Tom Tancredo attempts a defense of Robert Bork but ends up authoring one of the most incoherent and contradictory columns imaginable on the subject. It’s a perfect demonstration of what happens when someone is just smart enough to use a bunch of buzzwords but not smart enough to actually understand them. He starts by praising Bork’s theocratic views:

Last week’s Associated Press story on Bork’s death included this brief comment on his 1996 book, “Slouching Toward Gomorrah.” The book was “an acid indictment of what Bork viewed as the crumbling ethics of modern society and the morally bankrupt politics of the left.” What obituaries have failed to note is that the “crumbling ethics” Bork decried are related to the “morally bankrupt politics of the left,” which assassinated his juridical career.
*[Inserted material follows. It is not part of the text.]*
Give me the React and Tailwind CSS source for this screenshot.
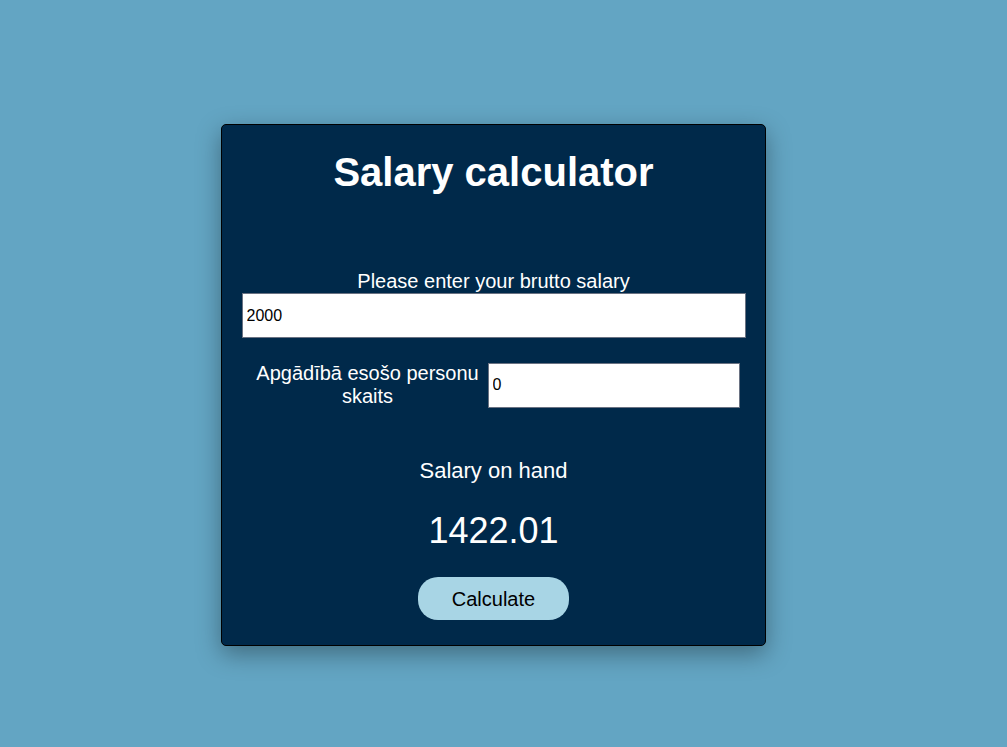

Slouching Toward Gomorrah was little more than a blueprint for theocracy, an extended argument for why the country should base policy on religion and control every decision someone makes if their actions offend the religious sensibilities of the majority. After all, it was Bork who argued that there was no such thing as a right to privacy and that the mere knowledge that someone is doing something they consider to be immoral is legitimate grounds for passing a law that prevents them from doing it. Which is what makes this passage so incoherent:

To Judge Bork, the most basic of all constitutional principles, the most uniquely American constitutional principle – and not coincidentally, one explicitly rejected by Barack Obama early in his career – is the proposition that according to the founders, to Madison and the authors of the Constitution, some areas of life are properly beyond the reach of government. The Constitution recognized freedoms that are not subject to a majority vote by legislative bodies.

What Bork understood was that the whole mission of the political left – the removal all barriers to government redistribution of wealth – depends on the removal of barriers to majority rule. The constitutional principle that there are some areas of life legislatures may not enter no matter how large their majority is anathema to liberals.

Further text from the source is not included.